I’m not even certain I will publish this post … If I do … for those of you prone to deep sorrow perhaps skipping to the last paragraph is best …
We lost our sweet Bella this week. She developed an intestinal blockage that we were not able to cure … I’ve become familiar with the sadness of saying goodbye to our flerd members. Their lifetimes are short. Though they sure leave a big footprint on our hearts for the time we do share.
It is the choices I made this week that have weighed me down in anguish. On Tuesday I noticed that Bella was in pain. She was not eating or drinking. She would lay down and roll and grunt … and then I saw the telltale sign of her motioning to her belly. Donkeys are stoic creatures. When you SEE signs of distress they’ve likely been in pain for a while and are now at a level they cannot hide.
We have a wonderful veterinarian who was here within two hours to help. He strongly suspected she was blocked up. After giving her a sedative he gently fed a tube through her nose to her stomach. Using a hand pump he fed her some laxative, some stomach coating meds and some oil. He gave her a shot to manage the pain. Then he took the time to talk to me about possible prognoses. Most likely an intestinal blockage. But possibly a urinary tract infection … or an ulcer. He gave us medications to intervene in all three – a scatter shot approach to try to make her more comfortable. We were to watch her overnight and then contact him with our observations. Within three days we could see she was continuing to go downhill. Pain meds were the only relief. Our vet is a caring, down to earth individual. He gently warned me against extreme interventions that only ended in the same result.
With a heavy heart I called and made an appointment to have her put down … here at home … surrounded by her flerd mates … Although my heart was aching I knew we had reached the point that it would be a kindness to let Bella go.
The vet who arrived was not our regular vet. He was away for the next four days … and I knew Bella would not last that long. As I explained our week so far he loaded up the syringe he would need to give Bella a fatal dose. When we arrived in the paddock I gave him the milk carton which she would see as a sign he was there to brush and love on her. True to her nature she pushed her head into his arms and he experienced the magic of a Bella hug. A hug that seemed to say ‘Help me’. That was our undoing.
He could not see past her youth and her social disposition. He could not understand that her acceptance of him was part of her training – that people who sat on that carton were ready to brush her. To soothe her. In his mind Bella was selecting him as the special one to save her. He was suddenly very hopeful that if we could just get her down to their clinic he would be able to fix it all. Not 100% certain … but very hopeful. My heart leaped – even though my logical brain was buzzing a warning. It now seemed to me I had to try. What if a hospital stay did cure her? How could I not …
This is how Bella and I found ourselves in the care of a very earnest … and … arrogant man. I do believe he felt he could do this. Of course HE could. If HE had been here on Tuesday … she wouldn’t be in this condition today. (That was a direct quote.) I had loaded my car with a sleeping bag, pillow, clothes, food and water. I was determined to stay right by her side while she was there.

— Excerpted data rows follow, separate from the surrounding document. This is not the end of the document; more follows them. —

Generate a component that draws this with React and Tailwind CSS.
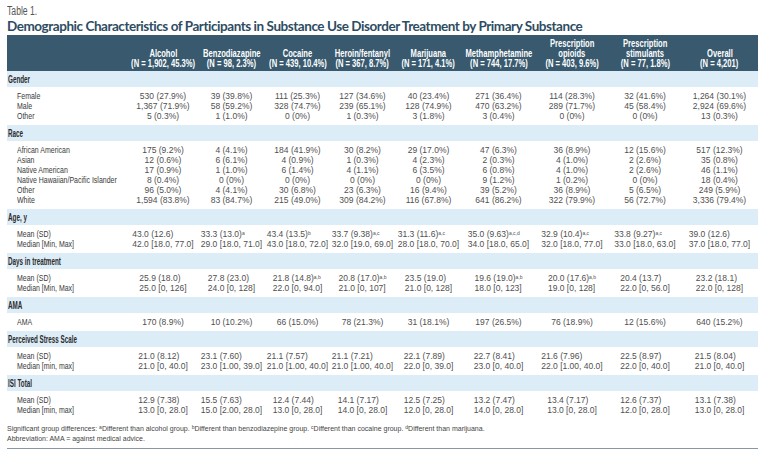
import React from "react";

const cols = "grid grid-cols-[121px_70px_67px_65px_65px_67px_73px_74px_72px_77px]";
const dataFont = "font-['Liberation_Sans',Arial,sans-serif]";

const heads = [
  ["", "Alcohol", "(N = 1,902, 45.3%)"],
  ["", "Benzodiazapine", "(N = 98, 2.3%)"],
  ["", "Cocaine", "(N = 439, 10.4%)"],
  ["", "Heroin/fentanyl", "(N = 367, 8.7%)"],
  ["", "Marijuana", "(N = 171, 4.1%)"],
  ["", "Methamphetamine", "(N = 744, 17.7%)"],
  ["Prescription", "opioids", "(N = 403, 9.6%)"],
  ["Prescription", "stimulants", "(N = 77, 1.8%)"],
  ["", "Overall", "(N = 4,201)"],
];

const groups = [
  {
    title: "Gender",
    rows: [
      ["Female", ["530 (27.9%)", "39 (39.8%)", "111 (25.3%)", "127 (34.6%)", "40 (23.4%)", "271 (36.4%)", "114 (28.3%)", "32 (41.6%)", "1,264 (30.1%)"]],
      ["Male", ["1,367 (71.9%)", "58 (59.2%)", "328 (74.7%)", "239 (65.1%)", "128 (74.9%)", "470 (63.2%)", "289 (71.7%)", "45 (58.4%)", "2,924 (69.6%)"]],
      ["Other", ["5 (0.3%)", "1 (1.0%)", "0 (0%)", "1 (0.3%)", "3 (1.8%)", "3 (0.4%)", "0 (0%)", "0 (0%)", "13 (0.3%)"]],
    ],
  },
  {
    title: "Race",
    rows: [
      ["African American", ["175 (9.2%)", "4 (4.1%)", "184 (41.9%)", "30 (8.2%)", "29 (17.0%)", "47 (6.3%)", "36 (8.9%)", "12 (15.6%)", "517 (12.3%)"]],
      ["Asian", ["12 (0.6%)", "6 (6.1%)", "4 (0.9%)", "1 (0.3%)", "4 (2.3%)", "2 (0.3%)", "4 (1.0%)", "2 (2.6%)", "35 (0.8%)"]],
      ["Native American", ["17 (0.9%)", "1 (1.0%)", "6 (1.4%)", "4 (1.1%)", "6 (3.5%)", "6 (0.8%)", "4 (1.0%)", "2 (2.6%)", "46 (1.1%)"]],
      ["Native Hawaiian/Pacific Islander", ["8 (0.4%)", "0 (0%)", "0 (0%)", "0 (0%)", "0 (0%)", "9 (1.2%)", "1 (0.2%)", "0 (0%)", "18 (0.4%)"]],
      ["Other", ["96 (5.0%)", "4 (4.1%)", "30 (6.8%)", "23 (6.3%)", "16 (9.4%)", "39 (5.2%)", "36 (8.9%)", "5 (6.5%)", "249 (5.9%)"]],
      ["White", ["1,594 (83.8%)", "83 (84.7%)", "215 (49.0%)", "309 (84.2%)", "116 (67.8%)", "641 (86.2%)", "322 (79.9%)", "56 (72.7%)", "3,336 (79.4%)"]],
    ],
  },
  {
    title: "Age, y",
    pair: true,
    labels: ["Mean (SD)", "Median [Min, Max]"],
    cells: [
      [["43.0 (12.6)", ""], "42.0 [18.0, 77.0]"],
      [["33.3 (13.0)", "a"], "29.0 [18.0, 71.0]"],
      [["43.4 (13.5)", "b"], "43.0 [18.0, 72.0]"],
      [["33.7 (9.38)", "a,c"], "32.0 [19.0, 69.0]"],
      [["31.3 (11.6)", "a,c"], "28.0 [18.0, 70.0]"],
      [["35.0 (9.63)", "a,c,d"], "34.0 [18.0, 65.0]"],
      [["32.9 (10.4)", "a,c"], "32.0 [18.0, 77.0]"],
      [["33.8 (9.27)", "a,c"], "33.0 [18.0, 63.0]"],
      [["39.0 (12.6)", ""], "37.0 [18.0, 77.0]"],
    ],
  },
  {
    title: "Days in treatment",
    pair: true,
    labels: ["Mean (SD)", "Median [Min, Max]"],
    cells: [
      [["25.9 (18.0)", ""], "25.0 [0, 126]"],
      [["27.8 (23.0)", ""], "24.0 [0, 128]"],
      [["21.8 (14.8)", "a,b"], "22.0 [0, 94.0]"],
      [["20.8 (17.0)", "a,b"], "21.0 [0, 107]"],
      [["23.5 (19.0)", ""], "21.0 [0, 128]"],
      [["19.6 (19.0)", "a,b"], "18.0 [0, 123]"],
      [["20.0 (17.6)", "a,b"], "19.0 [0, 128]"],
      [["20.4 (13.7)", ""], "22.0 [0, 56.0]"],
      [["23.2 (18.1)", ""], "22.0 [0, 128]"],
    ],
  },
  {
    title: "AMA",
    rows: [
      ["AMA", ["170 (8.9%)", "10 (10.2%)", "66 (15.0%)", "78 (21.3%)", "31 (18.1%)", "197 (26.5%)", "76 (18.9%)", "12 (15.6%)", "640 (15.2%)"]],
    ],
  },
  {
    title: "Perceived Stress Scale",
    pair: true,
    labels: ["Mean (SD)", "Median [min, max]"],
    cells: [
      [["21.0 (8.12)", ""], "21.0 [0, 40.0]"],
      [["23.1 (7.60)", ""], "23.0 [1.00, 39.0]"],
      [["21.1 (7.57)", ""], "21.0 [1.00, 40.0]"],
      [["21.1 (7.21)", ""], "21.0 [1.00, 40.0]"],
      [["22.1 (7.89)", ""], "22.0 [0, 39.0]"],
      [["22.7 (8.41)", ""], "23.0 [0, 40.0]"],
      [["21.6 (7.96)", ""], "22.0 [1.00, 40.0]"],
      [["22.5 (8.97)", ""], "22.0 [0, 40.0]"],
      [["21.5 (8.04)", ""], "21.0 [0, 40.0]"],
    ],
  },
  {
    title: "ISI Total",
    pair: true,
    labels: ["Mean (SD)", "Median [min, max]"],
    cells: [
      [["12.9 (7.38)", ""], "13.0 [0, 28.0]"],
      [["15.5 (7.63)", ""], "15.0 [2.00, 28.0]"],
      [["12.4 (7.44)", ""], "13.0 [0, 28.0]"],
      [["14.1 (7.17)", ""], "14.0 [0, 28.0]"],
      [["12.5 (7.25)", ""], "12.0 [0, 28.0]"],
      [["13.2 (7.47)", ""], "14.0 [0, 28.0]"],
      [["13.4 (7.17)", ""], "13.0 [0, 28.0]"],
      [["12.6 (7.37)", ""], "12.0 [0, 28.0]"],
      [["13.1 (7.38)", ""], "13.0 [0, 28.0]"],
    ],
  },
];

// condensed look: Liberation Sans squeezed horizontally
const Label = ({ children }) => (
  <span className="inline-block origin-left scale-x-[0.735] whitespace-nowrap">{children}</span>
);

function Group({ g }) {
  return (
    <div>
      <div className={`h-[16px] bg-[#ddedf8] pl-[1px] text-[10.5px] leading-[16px] font-bold text-[#2b2b2b] ${dataFont}`}>
        <span className="inline-block origin-left scale-x-[0.6] whitespace-nowrap">{g.title}</span>
      </div>
      <div className="pt-[4px] pb-[4px]">
        {g.pair ? (
          <div className={cols}>
            <div className={`pl-[10px] text-[9.5px] leading-[10px] text-[#3a3a3a] ${dataFont}`}>
              <div className="h-[10px]"><Label>{g.labels[0]}</Label></div>
              <div className="h-[10px]"><Label>{g.labels[1]}</Label></div>
            </div>
            {g.cells.map((c, i) => (
              <div key={i} className="flex justify-center">
                <div className={`text-left text-[8.5px] leading-[10px] text-[#505050] whitespace-nowrap ${dataFont}`}>
                  <div className="h-[10px]">
                    {c[0][0]}
                    {c[0][1] && <sup className="text-[5px]">{c[0][1]}</sup>}
                  </div>
                  <div className="h-[10px]">{c[1]}</div>
                </div>
              </div>
            ))}
          </div>
        ) : (
          g.rows.map((r, i) => (
            <div key={i} className={`${cols} h-[10px] leading-[10px]`}>
              <div className={`pl-[10px] text-[9.5px] text-[#3a3a3a] ${dataFont}`}>
                <Label>{r[0]}</Label>
              </div>
              {r[1].map((v, j) => (
                <div key={j} className={`text-center text-[8.5px] text-[#505050] whitespace-nowrap ${dataFont}`}>
                  {v}
                </div>
              ))}
            </div>
          ))
        )}
      </div>
    </div>
  );
}

export default function App() {
  return (
    <div className="w-[768px] h-[453px] bg-white px-[7px] pt-[5px] overflow-hidden">
      <div className={`h-[12px] text-[12px] leading-[12px] text-[#555] ${dataFont}`}>
        <span className="inline-block origin-left scale-x-[0.72] whitespace-nowrap">Table 1.</span>
      </div>
      <div className="mt-[1px] h-[16px] text-[13.5px] leading-[16px] tracking-[-0.45px] font-bold text-[#2d4c63] font-['Lato',sans-serif] whitespace-nowrap">
        Demographic Characteristics of Participants in Substance Use Disorder Treatment by Primary Substance
      </div>
      <div className="w-[751px] mt-[1px]">
        <div className={`${cols} h-[36px] bg-[#38596e] items-end pb-[2px]`}>
          <div></div>
          {heads.map((h, i) => (
            <div key={i} className={`text-white font-bold text-[10px] leading-[10px] ${dataFont}`}>
              {h[0] && (
                <div className="flex justify-center">
                  <span className="scale-x-[0.76] whitespace-nowrap">{h[0]}</span>
                </div>
              )}
              <div className="flex justify-center">
                <span className="scale-x-[0.76] whitespace-nowrap">{h[1]}</span>
              </div>
              <div className="flex justify-center">
                <span className="scale-x-[0.76] whitespace-nowrap">{h[2]}</span>
              </div>
            </div>
          ))}
        </div>
        {groups.map((g, i) => (
          <Group key={i} g={g} />
        ))}
        <div className={`pt-[5px] text-[7px] leading-[10px] text-[#444] ${dataFont}`}>
          <div>
            Significant group differences: <sup className="text-[5px]">a</sup>Different than alcohol group.{" "}
            <sup className="text-[5px]">b</sup>Different than benzodiazepine group.{" "}
            <sup className="text-[5px]">c</sup>Different than cocaine group.{" "}
            <sup className="text-[5px]">d</sup>Different than marijuana.
          </div>
          <div>Abbreviation: AMA = against medical advice.</div>
        </div>
        <div className="mt-[4px] h-[1px] bg-[#8a98a3]"></div>
      </div>
    </div>
  );
}
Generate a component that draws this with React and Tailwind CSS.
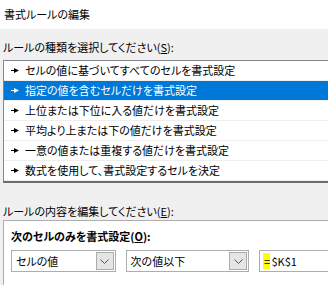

Bella was a cooperative patient – which broke my heart in stages as I watched and helped through the process of three more tubing episodes and countless attempts to start IV’s. We were mostly left to our own devices – camping out in the stall at the clinic. I was in touch via text with the on-call vet. He was charming, and talked non-stop. But with every treatment I sensed more and more that he knew what to do … but did not have the wisdom to know when to stop.
His was a focus on winning the battle … mine was on a loving care for Bella even if the end result was a sedated death. I slept on the floor of her stall that first night. Every hour or so she would paw at my sleeping bag – asking for an ear rub. That was her special soothing relief. By morning we were not in a good place. Pain meds again made a difference … but not nearly enough. Bella’s last hours were frantic. We were both alone together and helpless. Her death was not gentle. And my heart broke not being able to help her. When the vet returned to close things up he called to me, “Have a nice evening” as he left. Wow… just wow …
Everything was wrong. I drove home without her. Rosie would not have closure and would be searching for Bella for a very long time … I had done exactly what our dear vet had warned me against. I’ve been awake with shoulda – coulda – woulda’s. What I DO know … is never again. I have many more flerd family members to care for – in life and in death. With the next departure I will follow my heart. There is no shame in calling quits to pain and suffering. I will speak up. I will make clear my request for a sedative – a gentle goodbye – and an end to the struggle. Here. At home. Surrounded by love.